CVI: Is there any control over how third parties might use the branding?
CVC: There are branding guidelines.
CVI: How will the branding, CVC’s intellectual property, be protected?
CVC: In the same way as any business or organisation, such as The Clarence Valley Independent might protect its intellectual property.
CVI: What value does the council expect to reap from the new logo?
CVC: Council expects the returns to come to the community through improved marketing of the Clarence as a great place for a break. The value is in increased tourism and economic activity. In the year ending March 2014 the Clarence Valley had 934,000 visitors and about 1.8 million visitor nights. The economic impact of tourism on our economy is estimated at more than $457 million and provides direct employment for 2500 people. Those are substantial figures, but we want to build on that and part of doing that comes from developing our own brand. It builds on what we have, reinforces our strong points.

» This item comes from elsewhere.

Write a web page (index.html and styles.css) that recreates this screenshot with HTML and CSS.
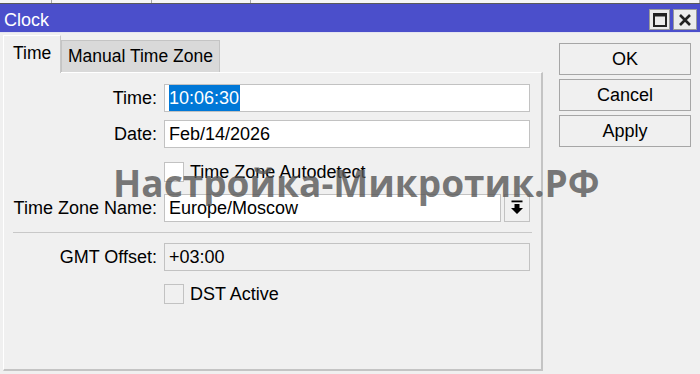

The Independent asked the mayor, Richie Williamson: “Why weren’t the public and the councillors engaged in something as important as a new tourism branding, given that one of your quotes [in today’s front page story] states: “One of the benefits of the new brand is all our community can embrace it, feel some connection and unite under it”?
Councillor Williamson said that councillors had had the opportunity to attend tourism advisory committee meetings, “as observers”, during the development of the brand.
Councillors Margaret McKenna, Sue Hughes and the mayor are councillor representatives on the committee.
Councillor Williamson said the new branding and associated logo replaced those used by the former Clarence River tourism association.
He said that there were guidelines regarding the council’s two brands – corporate and tourism – that would prevent any confusion on their usage.
“I thank the committee for their work,” he said. “There are people who put a lot of hours into this and for that I am grateful.”